Copy each line that holds "components".

>> Begin Source data

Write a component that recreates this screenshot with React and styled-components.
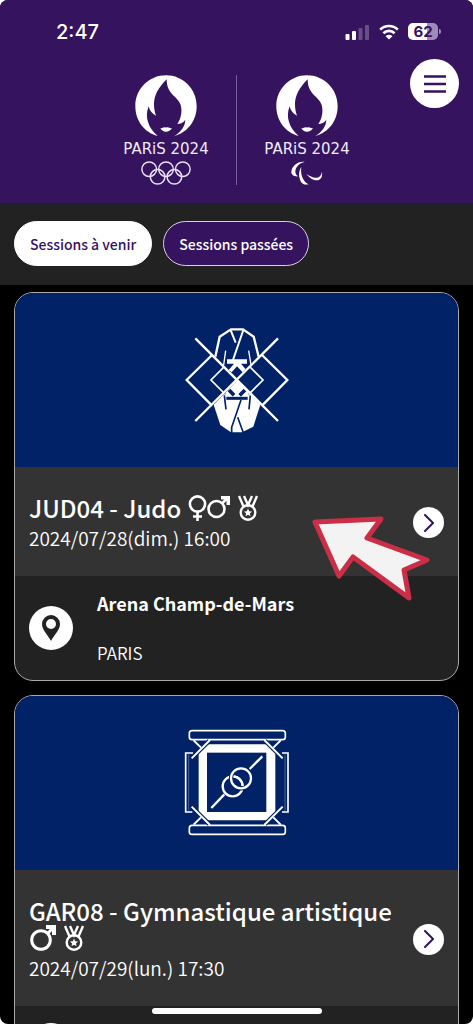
import { useState } from 'react';
import styled, { createGlobalStyle } from 'styled-components';

const SESSIONS = [
    {
        id: 'JUD04',
        title: 'JUD04 - Judo',
        date: '2024/07/28(dim.) 16:00',
        gender: 'mixed',
        sport: 'judo',
        venue: 'Arena Champ-de-Mars',
        hasAccessLine: true,
        city: 'PARIS',
    },
    {
        id: 'GAR08',
        title: 'GAR08 - Gymnastique artistique',
        date: '2024/07/29(lun.) 17:30',
        gender: 'male',
        sport: 'gymnastics',
        venue: 'Arena Bercy',
        hasAccessLine: false,
        city: 'PARIS',
    },
];

const SignalIcon = () => (
    <svg width="25" height="16" viewBox="0 0 25 16" fill="#fff" aria-hidden="true">
        <rect x="0.500" y="10" width="4" height="6" rx="1" />
        <rect x="7" y="7" width="4" height="9" rx="1" />
        <rect x="13.500" y="4" width="4" height="12" rx="1" opacity=".25" />
        <rect x="20" y="1" width="4" height="15" rx="1" opacity=".25" />
    </svg>
);

const WifiIcon = () => (
    <svg width="20" height="16" viewBox="0 0 20 16" aria-hidden="true">
        <path d="M1.2 5.6A12.6 12.6 0 0 1 18.8 5.6" fill="none" stroke="#fff" strokeWidth="2.7" />
        <path d="M4.4 9.2A8 8 0 0 1 15.6 9.2" fill="none" stroke="#fff" strokeWidth="2.6" />
        <path d="M10 15.6 6.6 12.2A4.8 4.8 0 0 1 13.4 12.2Z" fill="#fff" />
    </svg>
);

const FlameLogo = () => (
    <svg width="62" height="62" viewBox="0 0 186 186" aria-hidden="true">
        <path
            fill="#fff"
            d="M68 183C28 172 1 138 1 93 1 42 42 1 93 1S185 42 185 93C185 138 158 172 118 183 138 170 150 155 151 134 145 143 137 147 127 147 139 130 142 108 137 90 128 62 95 60 95 13 70 38 57 62 57 88 57 100 59 110 63 122 52 116 43 107 41 94 28 125 40 160 68 183Z"
        />
        <path fill="#fff" d="M76 160c6 0 10-4 14-3 2 1 4 1 6 0 4-1 9 3 15 3-5 7-10 10-18 10s-13-3-17-10Z" />
    </svg>
);

const OlympicRings = () => (
    <svg width="50" height="24" viewBox="0 0 50 24" fill="none" stroke="#e8dff2" strokeWidth="1.5" aria-hidden="true">
        <circle cx="8.2" cy="8.2" r="7.3" />
        <circle cx="25" cy="8.2" r="7.3" />
        <circle cx="41.8" cy="8.2" r="7.3" />
        <circle cx="16.6" cy="15.8" r="7.3" />
        <circle cx="33.4" cy="15.8" r="7.3" />
    </svg>
);

const Agitos = () => (
    <svg width="32" height="24" viewBox="0 0 96 72" fill="#fff" aria-hidden="true">
        <path d="M41 3C25-1 1 13 1 34c0 8 9 13 20 12C3 33 18 7 41 3Z" />
        <path d="M31 18c-7 10-9 24-4 38 4 12 14 17 26 14C39 63 27 45 31 18Z" />
        <path d="M46 39c9 10 19 19 31 19 12-1 18-9 16-26-3 14-10 20-21 18-9-1-18-6-26-11Z" />
    </svg>
);

const JudoPictogram = () => (
    <svg width="140" height="140" viewBox="-10 0 420 420" role="img" aria-label="Judo">
        <g fill="none" stroke="#fff" strokeWidth="7">
            <path d="M135 140 148 80 182 58H218L250 80 265 140" />
            <path d="M180 58 196 98M219 60 188 150" strokeWidth="6" />
            <path d="M166 122 160 165M235 122 242 165" strokeWidth="4" />
        </g>
        <path d="M170 148H230V161H212L226 178 217 187 200 169 184 187 175 180 191 161H170Z" fill="#fff" />
        <path d="M130 284 200 212 270 284 249 350 215 367H182L150 345Z" fill="#fff" />
        <path d="M160 250 165 245 165 255ZM240 250 235 245 235 255Z" fill="#012266" />
        <g fill="none" stroke="#012266">
            <path d="M212 270 184 352V370M202 322 219 368" strokeWidth="5" />
            <path d="M162 256 167 298M240 256 236 298" strokeWidth="5" />
            <path d="M168 265H232" strokeWidth="9" />
            <path d="M176 240 191 256M224 240 208 256" strokeWidth="11" />
        </g>
        <g fill="none" stroke="#fff">
            <path d="M75 85 323 333M323 85 75 333" strokeWidth="7" />
            <path d="M125 135 49 210 125 287M275 135 351 210 275 287" strokeWidth="7" />
            <path d="M162 170 122 210 162 250M238 170 278 210 238 250" strokeWidth="5" />
        </g>
    </svg>
);

const GymnasticsPictogram = () => (
    <svg width="140" height="140" viewBox="-10 -6 420 420" role="img" aria-label="Gymnastique artistique">
        <path d="M110 88H290L315 113V291L290 316H110L85 291V113Z" fill="#fff" />
        <rect x="110" y="113" width="178" height="178" fill="#012266" />
        <g fill="none" stroke="#fff" strokeWidth="5">
            <rect x="57" y="47" width="288" height="27" rx="8" />
            <rect x="57" y="331" width="288" height="27" rx="8" />
            <path d="M68 114H46V291H66M335 114H353V291H335" />
            <path d="M55 118V287M344 118V287" strokeWidth="2" stroke="#6f83b0" />
        </g>
        <g fill="none" stroke="#012266" strokeWidth="13">
            <path d="M64 130 117 77M337 130 284 77M64 275 117 328M337 275 284 328" />
        </g>
        <g fill="none" stroke="#fff" strokeWidth="6">
            <path d="M64 130 119 75M337 130 282 75M64 275 119 330M337 275 282 330" />
            <path d="M70 76 92 98M331 76 309 98M70 329 92 307M331 329 309 307" />
        </g>
        <g fill="none" stroke="#fff" strokeWidth="7">
            <path d="M276 124 238 162M162 238 123 279" />
            <circle cx="187" cy="214" r="30" />
            <circle cx="212" cy="190" r="30" stroke="#012266" strokeWidth="13" />
            <circle cx="212" cy="190" r="30" />
            <path d="M190 184A30 30 0 0 1 217 213" />
        </g>
    </svg>
);

const MixedIcon = () => (
    <TitleIcon width="42" height="26" viewBox="0 0 42 26" role="img" aria-label="Femmes et hommes">
        <g fill="none" stroke="#fff" strokeWidth="2.6">
            <circle cx="9.5" cy="9" r="7.6" />
            <path d="M9.5 17V26M5 21.5H14" />
            <circle cx="28.5" cy="14" r="8" />
            <path d="M34 8.500 39 3.500" />
        </g>
        <path d="M33 1H42V10H38.500V4.500H33Z" fill="#fff" />
    </TitleIcon>
);

const MaleIcon = () => (
    <TitleIcon width="26" height="26" viewBox="0 0 26 26" role="img" aria-label="Hommes">
        <g fill="none" stroke="#fff" strokeWidth="3">
            <circle cx="11" cy="15" r="9.300" />
            <path d="M17.500 8.500 23 3" />
        </g>
        <path d="M16 0H26V10H22V4H16Z" fill="#fff" />
    </TitleIcon>
);

const MedalIcon = () => (
    <TitleIcon width="20" height="26" viewBox="0 0 20 26" role="img" aria-label="Finale">
        <g fill="none" stroke="#fff" strokeWidth="2.4">
            <circle cx="10" cy="17.500" r="7.300" />
            <path d="M1 1 5.500 11.500M6 1 10 10 14 1M19 1 14.500 11.500" />
        </g>
        <path d="m10 13.600 1.200 2.600 2.800.3-2.100 1.900.6 2.800-2.500-1.400-2.500 1.400.6-2.800L6 16.500l2.800-.3Z" fill="#fff" />
    </TitleIcon>
);

const ChevronIcon = () => (
    <svg width="10" height="18" viewBox="0 0 10 18" fill="none" stroke="#35135f" strokeWidth="2" strokeLinecap="round" aria-hidden="true">
        <path d="M1 1 9 9 1 17" />
    </svg>
);

const PinIcon = () => (
    <svg width="18" height="26" viewBox="0 0 18 26" aria-hidden="true">
        <path
            fill="#222"
            fillRule="evenodd"
            d="M9 0a9 9 0 0 0-9 9c0 6 6 11 9 17 3-6 9-11 9-17a9 9 0 0 0-9-9Zm0 4a5 5 0 1 1 0 10A5 5 0 0 1 9 4Z"
        />
    </svg>
);

const MenuIcon = () => (
    <svg width="22" height="18" viewBox="0 0 22 18" stroke="#35135f" strokeWidth="2.4" aria-hidden="true">
        <path d="M0 1.500H22M0 9H22M0 16.500H22" />
    </svg>
);

const Pointer = () => (
    <PointerArrow width="120" height="86" viewBox="0 0 120 86" aria-hidden="true">
        <path
            d="M4 6 70 3 56 22 116 44 93 54 98 82 42 41 28 60Z"
            fill="#f3f3f3"
            stroke="#cb2f47"
            strokeWidth="5"
            strokeLinejoin="round"
        />
    </PointerArrow>
);

function SessionCard({ session, highlighted }) {
    return (
        <Card>
            <Picture>
                {session.sport === 'judo' ? <JudoPictogram /> : <GymnasticsPictogram />}
            </Picture>
            <Info>
                <InfoText>
                    <Title>
                        {session.title}{' '}
                        {session.gender === 'mixed' ? <MixedIcon /> : <MaleIcon />}{' '}
                        <MedalIcon />
                    </Title>
                    <SessionDate>{session.date}</SessionDate>
                </InfoText>
                <DetailButton type="button" aria-label={`Voir ${session.id}`}>
                    <ChevronIcon />
                </DetailButton>
                {highlighted && <Pointer />}
            </Info>
            <Venue>
                <PinCircle>
                    <PinIcon />
                </PinCircle>
                <VenueText $spaced={session.hasAccessLine}>
                    <VenueName>{session.venue}</VenueName>
                    <City>{session.city}</City>
                </VenueText>
            </Venue>
        </Card>
    );
}

export default function App() {
    const [tab, setTab] = useState('upcoming');

    return (
        <>
            <GlobalStyle />
            <Screen>
                <Header>
                    <StatusBar>
                        <Clock>2:47</Clock>
                        <StatusIcons>
                            <SignalIcon />
                            <WifiIcon />
                            <Battery>
                                <BatteryLevel>62</BatteryLevel>
                            </Battery>
                        </StatusIcons>
                    </StatusBar>
                    <Logos>
                        <Logo>
                            <FlameLogo />
                            <Wordmark>PARiS 2024</Wordmark>
                            <OlympicRings />
                        </Logo>
                        <Divider />
                        <Logo>
                            <FlameLogo />
                            <Wordmark>PARiS 2024</Wordmark>
                            <Agitos />
                        </Logo>
                    </Logos>
                    <MenuButton type="button" aria-label="Menu">
                        <MenuIcon />
                    </MenuButton>
                </Header>
                <Tabs>
                    <Tab type="button" $active={tab === 'upcoming'} onClick={() => setTab('upcoming')}>
                        Sessions à venir
                    </Tab>
                    <Tab type="button" $active={tab === 'past'} onClick={() => setTab('past')}>
                        Sessions passées
                    </Tab>
                </Tabs>
                <List>
                    {SESSIONS.map((session, index) => (
                        <SessionCard key={session.id} session={session} highlighted={index === 0} />
                    ))}
                </List>
                <HomeIndicator />
            </Screen>
        </>
    );
}

const GlobalStyle = createGlobalStyle`
    * {
        box-sizing: border-box;
    }

    body {
        margin: 0;
        background: #fff;
        font-family: 'Noto Sans CJK JP', 'Noto Sans', sans-serif;
        color: #fff;
    }

    button {
        font-family: inherit;
        cursor: pointer;
    }

    svg {
        display: block;
        flex-shrink: 0;
    }
`;

const Screen = styled.div`
    position: relative;
    height: 100vh;
    overflow: hidden;
    background: #000;
    border-radius: 8px;
`;

const Header = styled.header`
    position: relative;
    padding-bottom: 18px;
    background: #35135f;
`;

const StatusBar = styled.div`
    display: flex;
    align-items: center;
    justify-content: space-between;
    height: 63px;
    padding: 0 35px 0 56px;
`;

const Clock = styled.span`
    font-family: Inter, sans-serif;
    font-size: 20px;
    font-weight: 500;
`;

const StatusIcons = styled.div`
    display: flex;
    align-items: center;
    gap: 9px;
`;

const Battery = styled.div`
    position: relative;
    width: 30px;
    height: 17px;
    border-radius: 5px;
    background: linear-gradient(to right, #fff 62%, #a08bb8 62%);

    &::after {
        content: '';
        position: absolute;
        top: 6px;
        right: -3px;
        width: 2px;
        height: 5px;
        border-radius: 0 2px 2px 0;
        background: #a08bb8;
    }
`;

const BatteryLevel = styled.span`
    display: block;
    font-family: Inter, sans-serif;
    font-size: 15px;
    font-weight: 700;
    line-height: 17px;
    text-align: center;
    color: #35135f;
`;

const Logos = styled.div`
    display: flex;
    justify-content: center;
    gap: 21px;
    padding-top: 12px;
`;

const Logo = styled.div`
    display: flex;
    flex-direction: column;
    align-items: center;
    width: 98px;
`;

const Wordmark = styled.span`
    margin: 3px 0;
    font-family: 'DejaVu Sans', sans-serif;
    font-size: 15px;
    line-height: 18px;
    white-space: nowrap;
    color: #f1eaf7;
`;

const Divider = styled.div`
    width: 1px;
    background: #77609a;
`;

const MenuButton = styled.button`
    position: absolute;
    top: 59px;
    right: 14px;
    display: flex;
    align-items: center;
    justify-content: center;
    width: 49px;
    height: 49px;
    padding: 0;
    border: none;
    border-radius: 50%;
    background: #fff;
`;

const Tabs = styled.nav`
    display: flex;
    gap: 11px;
    padding: 18px 14px 19px;
    background: #222;
`;

const Tab = styled.button`
    height: 45px;
    padding: 0 15px;
    border: 1px solid ${({ $active }) => ($active ? '#fff' : '#d9cfe6')};
    border-radius: 23px;
    background: ${({ $active }) => ($active ? '#fff' : '#35135f')};
    color: ${({ $active }) => ($active ? '#35135f' : '#fff')};
    font-size: 14px;
    font-weight: 500;
`;

const List = styled.main`
    display: flex;
    flex-direction: column;
    gap: 14px;
    padding: 7px 14px;
`;

const Card = styled.article`
    border: 1px solid #aaa;
    border-radius: 19px;
    background: #222;
`;

const Picture = styled.div`
    display: flex;
    align-items: center;
    justify-content: center;
    height: 174px;
    border-radius: 18px 18px 0 0;
    background: #012266;
`;

const Info = styled.div`
    position: relative;
    display: flex;
    align-items: center;
    gap: 8px;
    padding: 27px 14px 25px;
    background: #333;
`;

const InfoText = styled.div`
    flex: 1;
    min-width: 0;
`;

const Title = styled.h2`
    margin: 0;
    font-size: 24px;
    font-weight: 500;
    line-height: 27px;
`;

const TitleIcon = styled.svg`
    display: inline-block;
    margin: 0 2px 0 1px;
    vertical-align: -3px;
`;

const SessionDate = styled.p`
    margin: 3px 0 0;
    font-size: 19px;
    font-weight: 350;
    line-height: 27px;
`;

const DetailButton = styled.button`
    display: flex;
    align-items: center;
    justify-content: center;
    flex-shrink: 0;
    width: 31px;
    height: 31px;
    padding: 0;
    border: none;
    border-radius: 50%;
    background: #fff;
`;

const PointerArrow = styled.svg`
    position: absolute;
    top: 49px;
    right: 27px;
    z-index: 1;
    pointer-events: none;
`;

const Venue = styled.div`
    display: flex;
    align-items: center;
    gap: 24px;
    padding: 15px 14px;
`;

const PinCircle = styled.div`
    display: flex;
    align-items: center;
    justify-content: center;
    width: 44px;
    height: 44px;
    border-radius: 50%;
    background: #fff;
`;

const VenueText = styled.div`
    display: flex;
    flex-direction: column;
    gap: ${({ $spaced }) => ($spaced ? '26px' : '0')};
`;

const VenueName = styled.strong`
    font-size: 18px;
    font-weight: 700;
    line-height: 24px;
`;

const City = styled.span`
    font-size: 17px;
    font-weight: 350;
    line-height: 24px;
`;

const HomeIndicator = styled.div`
    position: absolute;
    bottom: 10px;
    left: 50%;
    width: 170px;
    height: 6px;
    border-radius: 3px;
    background: #fff;
    transform: translateX(-50%);
`;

>> End Source data

◆ **Exercise output**:
Write a component that recreates this screenshot with React and styled-components.
import styled, { createGlobalStyle } from 'styled-components';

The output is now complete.